Padraic Breslin (14 June 1907 – 21 June 1942) was an Irish communist and translator. After moving to the Soviet Union and renouncing his Irish citizenship, he became disenchanted with the Soviet Union, was convicted of "counter-revolutionary agitation", and died in a gulag.

==Early life==
Padraic Breslin was born in London, England on 14 June 1907. His parents were both Irish, with his father from Glenties, County Donegal. The family returned to Ireland around 1920, to the North Strand in Dublin.
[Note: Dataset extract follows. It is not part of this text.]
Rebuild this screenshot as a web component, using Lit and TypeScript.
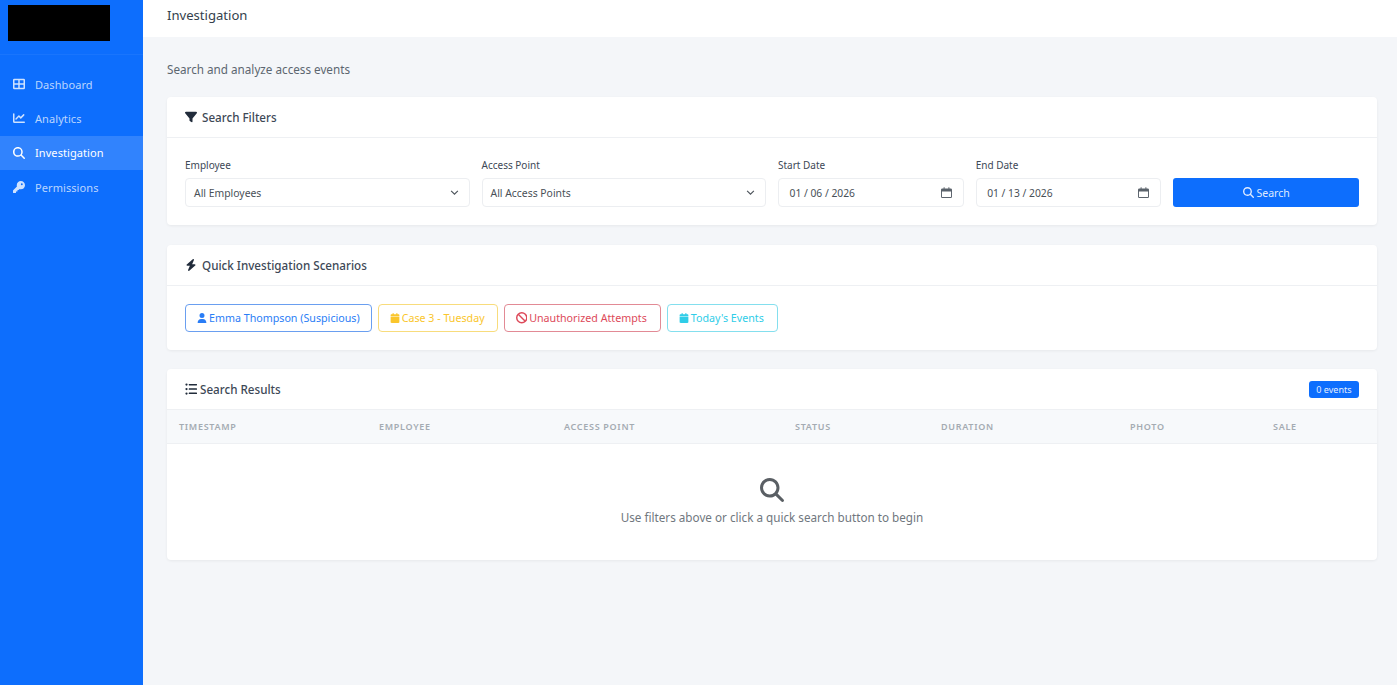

Breslin attended school there, and developed an interest in philosophy. He was inspired to join the Communist Party of Ireland in 1922 by his uncles, who had been involved in the American socialist movements. Breslin was the founder and leader of the Party's youth section, the Young Communist League of Ireland, writing articles and editing the youth section's column in the Workers’ Republic. When the Communist Party was dissolved in 1923, he joined the Irish Worker League (IWL) under the leadership of James Larkin.

==Life in Russia==
He was one of eight young members sent to study at the International Lenin School, Moscow by the IWL in March 1928, with James Larkin Jnr and Sean Murray. In 1929 he met and married Yekaterina "Katya" Kreizer in Moscow. She was a Russian student of languages, who went on to work as a Japanese translator in the Soviet secret service (NKVD). They had a daughter and a son.

Around 1929 or 1930, Breslin was expelled from the International Lenin School for "ideological divergence" - while Breslin accepted the Marxist–Leninist ideology, he rejected Marxist materialism asserting belief in spirituality. By this time he was fluent in Russian and was employed by the school as a translator. He also worked on the English language newspaper, Moscow Daily News, as a journalist, as well as translating poetry. Breslin worked as a freelance translator, translating Russian songs, folk tales, and children's stories into English. He also wrote English lyrics to the song "Wide is my native land", later sung by Paul Robeson.

Becoming increasingly disillusioned with the Stalinist regime, Breslin voiced this to his friends, family and even casual acquaintances. Due to increasing pressure his wife was facing from superiors about her marriage to a foreign national who presented a possible security risk, Breslin became a Soviet citizen in 1936.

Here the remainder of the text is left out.